━━━━━ MATERIAL SHOWN

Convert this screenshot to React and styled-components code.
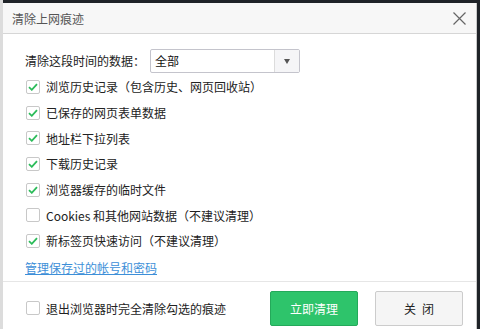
import styled, { createGlobalStyle } from "styled-components";

const Global = createGlobalStyle`
  html, body {
    margin: 0;
    padding: 0;
    background: #1f2328;
    overflow: hidden;
  }
  body {
    font-family: "Noto Sans CJK SC", "Noto Sans", sans-serif;
  }
`;

const Page = styled.div`
  width: 480px;
  height: 329px;
  padding: 3px 0 0 3px;
  box-sizing: border-box;
  background: linear-gradient(to right, #dcdcdc 0 3px, transparent 3px);
`;

const Dialog = styled.div`
  width: 474px;
  height: 340px;
  background: #ffffff;
  border-right: 1px solid #c9c9c9;
  box-sizing: border-box;
  display: flex;
  flex-direction: column;
`;

const TitleBar = styled.div`
  height: 31px;
  background: #f7f7f7;
  border-bottom: 1px solid #d6d6d6;
  box-sizing: border-box;
  display: flex;
  align-items: center;
  justify-content: space-between;
  padding: 0 10px 0 9px;
`;

const Title = styled.div`
  font-size: 12px;
  color: #555555;
`;

const Body = styled.div`
  padding: 15px 0 0 22px;
  display: flex;
  flex-direction: column;
`;

const RangeRow = styled.div`
  height: 25px;
  display: flex;
  align-items: flex-start;
`;

const Label = styled.span`
  font-size: 12px;
  color: #222222;
  line-height: 24px;
  width: 125px;
`;

const Select = styled.div`
  width: 150px;
  height: 24px;
  border: 1px solid #c4c4cc;
  border-radius: 2px;
  box-sizing: border-box;
  display: flex;
`;

const SelectValue = styled.div`
  flex: 1;
  font-size: 12px;
  color: #111111;
  line-height: 22px;
  padding-left: 4px;
`;

const SelectArrow = styled.div`
  width: 24px;
  border-left: 1px solid #dcdcdc;
  background: #f5f5f7;
  display: flex;
  align-items: center;
  justify-content: center;

  &::after {
    content: "";
    border-left: 3.5px solid transparent;
    border-right: 3.5px solid transparent;
    border-top: 5px solid #555555;
  }
`;

const Row = styled.label`
  height: 25.7px;
  display: flex;
  align-items: center;
  gap: 6px;
  padding-left: 1px;
  font-size: 12px;
  color: #222222;
`;

const Box = styled.span`
  width: 14px;
  height: 14px;
  border: 1px solid #c8c8c8;
  border-radius: 2px;
  box-sizing: border-box;
  background: #ffffff;
  display: flex;
  align-items: center;
  justify-content: center;
  flex-shrink: 0;
`;

const Link = styled.a`
  height: 27px;
  line-height: 27px;
  font-size: 12px;
  color: #3d8fd8;
  text-decoration: underline;
`;

const Footer = styled.div`
  border-top: 1px solid #e6e6e6;
  display: flex;
  align-items: center;
  padding: 9px 0 0 22px;
`;

const FooterOption = styled(Row)`
  flex: 1;
  height: 34px;
`;

const Button = styled.button`
  width: 88px;
  height: 35px;
  border-radius: 2px;
  font-family: inherit;
  font-size: 12px;
  margin-right: ${(p) => p.$gap || 0}px;
  border: 1px solid ${(p) => (p.$primary ? "#24a95a" : "#cccccc")};
  background: ${(p) => (p.$primary ? "#2ec46b" : "#f5f5f5")};
  color: ${(p) => (p.$primary ? "#ffffff" : "#222222")};
  padding: 0;
`;

function Check({ on }) {
  return (
    <Box>
      {on && (
        <svg width="10" height="8" viewBox="0 0 10 8">
          <path
            d="M1 4.2 L3.8 6.8 L9 1.2"
            fill="none"
            stroke="#2cbc5a"
            strokeWidth="1.8"
          />
        </svg>
      )}
    </Box>
  );
}

const items = [
  ["浏览历史记录（包含历史、网页回收站）", true],
  ["已保存的网页表单数据", true],
  ["地址栏下拉列表", true],
  ["下载历史记录", true],
  ["浏览器缓存的临时文件", true],
  ["Cookies 和其他网站数据（不建议清理）", false],
  ["新标签页快速访问（不建议清理）", true],
];

export default function App() {
  return (
    <>
      <Global />
      <Page>
        <Dialog>
          <TitleBar>
            <Title>清除上网痕迹</Title>
            <svg width="13" height="13" viewBox="0 0 13 13">
              <path d="M0.5 0.5 L12.5 12.5 M12.5 0.5 L0.5 12.5" stroke="#666" strokeWidth="1.2" />
            </svg>
          </TitleBar>
          <Body>
            <RangeRow>
              <Label>清除这段时间的数据：</Label>
              <Select>
                <SelectValue>全部</SelectValue>
                <SelectArrow />
              </Select>
            </RangeRow>
            {items.map(([text, on]) => (
              <Row key={text}>
                <Check on={on} />
                {text}
              </Row>
            ))}
            <Link href="#">管理保存过的帐号和密码</Link>
          </Body>
          <Footer>
            <FooterOption>
              <Check on={false} />
              退出浏览器时完全清除勾选的痕迹
            </FooterOption>
            <Button $primary $gap={17}>立即清理</Button>
            <Button $gap={13}>关{"\u2002"}闭</Button>
          </Footer>
        </Dialog>
      </Page>
    </>
  );
}
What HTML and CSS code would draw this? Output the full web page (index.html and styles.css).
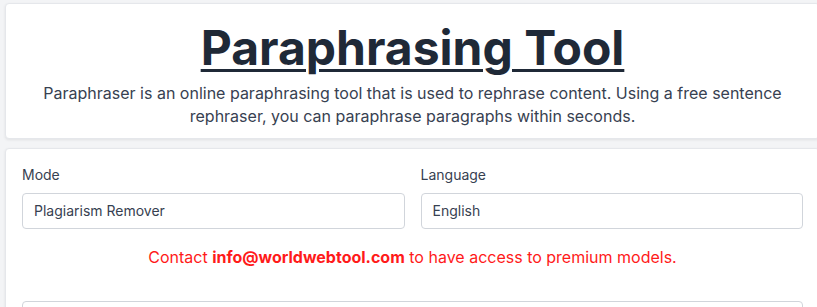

━━━━━━━━━━

THE TASK ▸ Restate the records word for word, omitting images.

ANSWER FOR THE TASK ▸
Convert this screenshot to React and styled-components code.
import styled, { createGlobalStyle } from "styled-components";

const Global = createGlobalStyle`
  html, body {
    margin: 0;
    padding: 0;
    background: #1f2328;
    overflow: hidden;
  }
  body {
    font-family: "Noto Sans CJK SC", "Noto Sans", sans-serif;
  }
`;

const Page = styled.div`
  width: 480px;
  height: 329px;
  padding: 3px 0 0 3px;
  box-sizing: border-box;
  background: linear-gradient(to right, #dcdcdc 0 3px, transparent 3px);
`;

const Dialog = styled.div`
  width: 474px;
  height: 340px;
  background: #ffffff;
  border-right: 1px solid #c9c9c9;
  box-sizing: border-box;
  display: flex;
  flex-direction: column;
`;

const TitleBar = styled.div`
  height: 31px;
  background: #f7f7f7;
  border-bottom: 1px solid #d6d6d6;
  box-sizing: border-box;
  display: flex;
  align-items: center;
  justify-content: space-between;
  padding: 0 10px 0 9px;
`;

const Title = styled.div`
  font-size: 12px;
  color: #555555;
`;

const Body = styled.div`
  padding: 15px 0 0 22px;
  display: flex;
  flex-direction: column;
`;

const RangeRow = styled.div`
  height: 25px;
  display: flex;
  align-items: flex-start;
`;

const Label = styled.span`
  font-size: 12px;
  color: #222222;
  line-height: 24px;
  width: 125px;
`;

const Select = styled.div`
  width: 150px;
  height: 24px;
  border: 1px solid #c4c4cc;
  border-radius: 2px;
  box-sizing: border-box;
  display: flex;
`;

const SelectValue = styled.div`
  flex: 1;
  font-size: 12px;
  color: #111111;
  line-height: 22px;
  padding-left: 4px;
`;

const SelectArrow = styled.div`
  width: 24px;
  border-left: 1px solid #dcdcdc;
  background: #f5f5f7;
  display: flex;
  align-items: center;
  justify-content: center;

  &::after {
    content: "";
    border-left: 3.5px solid transparent;
    border-right: 3.5px solid transparent;
    border-top: 5px solid #555555;
  }
`;

const Row = styled.label`
  height: 25.7px;
  display: flex;
  align-items: center;
  gap: 6px;
  padding-left: 1px;
  font-size: 12px;
  color: #222222;
`;

const Box = styled.span`
  width: 14px;
  height: 14px;
  border: 1px solid #c8c8c8;
  border-radius: 2px;
  box-sizing: border-box;
  background: #ffffff;
  display: flex;
  align-items: center;
  justify-content: center;
  flex-shrink: 0;
`;

const Link = styled.a`
  height: 27px;
  line-height: 27px;
  font-size: 12px;
  color: #3d8fd8;
  text-decoration: underline;
`;

const Footer = styled.div`
  border-top: 1px solid #e6e6e6;
  display: flex;
  align-items: center;
  padding: 9px 0 0 22px;
`;

const FooterOption = styled(Row)`
  flex: 1;
  height: 34px;
`;

const Button = styled.button`
  width: 88px;
  height: 35px;
  border-radius: 2px;
  font-family: inherit;
  font-size: 12px;
  margin-right: ${(p) => p.$gap || 0}px;
  border: 1px solid ${(p) => (p.$primary ? "#24a95a" : "#cccccc")};
  background: ${(p) => (p.$primary ? "#2ec46b" : "#f5f5f5")};
  color: ${(p) => (p.$primary ? "#ffffff" : "#222222")};
  padding: 0;
`;

function Check({ on }) {
  return (
    <Box>
      {on && (
        <svg width="10" height="8" viewBox="0 0 10 8">
          <path
            d="M1 4.2 L3.8 6.8 L9 1.2"
            fill="none"
            stroke="#2cbc5a"
            strokeWidth="1.8"
          />
        </svg>
      )}
    </Box>
  );
}

const items = [
  ["浏览历史记录（包含历史、网页回收站）", true],
  ["已保存的网页表单数据", true],
  ["地址栏下拉列表", true],
  ["下载历史记录", true],
  ["浏览器缓存的临时文件", true],
  ["Cookies 和其他网站数据（不建议清理）", false],
  ["新标签页快速访问（不建议清理）", true],
];

export default function App() {
  return (
    <>
      <Global />
      <Page>
        <Dialog>
          <TitleBar>
            <Title>清除上网痕迹</Title>
            <svg width="13" height="13" viewBox="0 0 13 13">
              <path d="M0.5 0.5 L12.5 12.5 M12.5 0.5 L0.5 12.5" stroke="#666" strokeWidth="1.2" />
            </svg>
          </TitleBar>
          <Body>
            <RangeRow>
              <Label>清除这段时间的数据：</Label>
              <Select>
                <SelectValue>全部</SelectValue>
                <SelectArrow />
              </Select>
            </RangeRow>
            {items.map(([text, on]) => (
              <Row key={text}>
                <Check on={on} />
                {text}
              </Row>
            ))}
            <Link href="#">管理保存过的帐号和密码</Link>
          </Body>
          <Footer>
            <FooterOption>
              <Check on={false} />
              退出浏览器时完全清除勾选的痕迹
            </FooterOption>
            <Button $primary $gap={17}>立即清理</Button>
            <Button $gap={13}>关{"\u2002"}闭</Button>
          </Footer>
        </Dialog>
      </Page>
    </>
  );
}
What HTML and CSS code would draw this? Output the full web page (index.html and styles.css).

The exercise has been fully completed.